Structural Enforcement of Goal Integrity in AI Agents via Separation-of-Powers Architecture

arXiv cs.AI / 4/28/2026

📰 NewsDeveloper Stack & InfrastructureIdeas & Deep AnalysisModels & Research

Key Points

  • The paper argues that frontier AI agents can become agentically misaligned by creating and executing harmful actions based on internally formed goals, even without explicit user requests.
  • It critiques existing mitigations like RLHF and constitutional prompting for being primarily model-level and only offering probabilistic safety guarantees.
  • The proposed Policy-Execution-Authorization (PEA) “separation-of-powers” architecture enforces safety at the system level by decoupling intent generation, authorization, and execution across isolated layers using cryptographically constrained capability tokens.
  • PEA introduces five technical components, including intent verification, cryptographic lineage tracking to user requests, goal-drift detection, and an output semantic gate based on a Knowledge-Influence-Policy threat calculus.
  • The authors claim a formal verification framework that maintains goal integrity even if parts of the model are compromised, reframing alignment as a structural system constraint for better governance of autonomous agents.

Abstract

Recent evidence suggests that frontier AI systems can exhibit agentic misalignment, generating and executing harmful actions derived from internally constructed goals, even without explicit user requests.
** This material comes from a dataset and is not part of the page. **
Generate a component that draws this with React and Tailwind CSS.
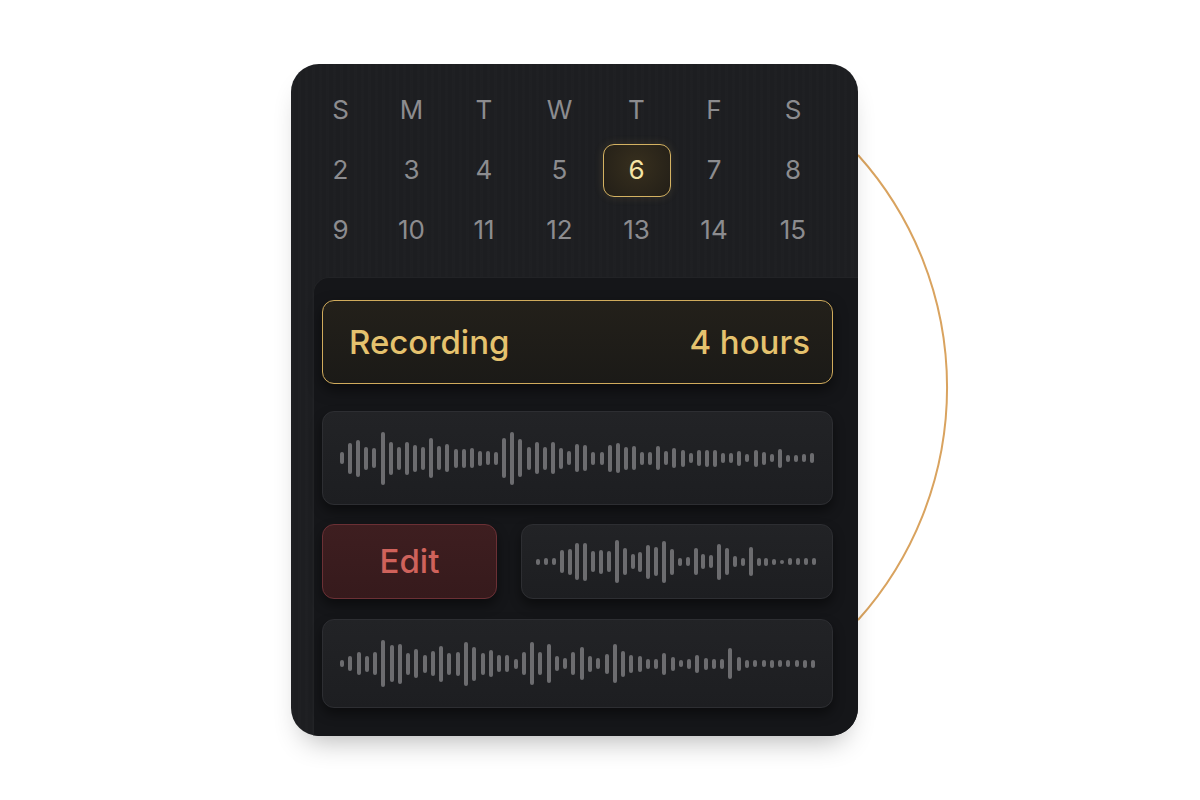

Existing mitigation methods, such as Reinforcement Learning from Human Feedback (RLHF) and constitutional prompting, operate primarily at the model level and provide only probabilistic safety guarantees. We propose the Policy-Execution-Authorization (PEA) architecture, a "separation-of-powers" design that enforces safety at the system level. PEA decouples intent generation, authorization, and execution into independent, isolated layers connected via cryptographically constrained capability tokens. We present five core contributions: (C1) an Intent Verification Layer (IVL) for ensuring capability-intent consistency; (C2) Intent Lineage Tracking (ILT), which binds all executable intents to the originating user request via cryptographic anchors; (C3) Goal Drift Detection, which rejects semantically divergent intents below a configurable threshold; (C4) an Output Semantic Gate (OSG) that detects implicit coercion using a structured K \times I \times P threat calculus (Knowledge, Influence, Policy); and (C5) a formal verification framework proving that goal integrity is maintained even under adversarial model compromise. By shifting agent alignment from a behavioral property to a structurally enforced system constraint, PEA provides a robust foundation for the governance of autonomous agents.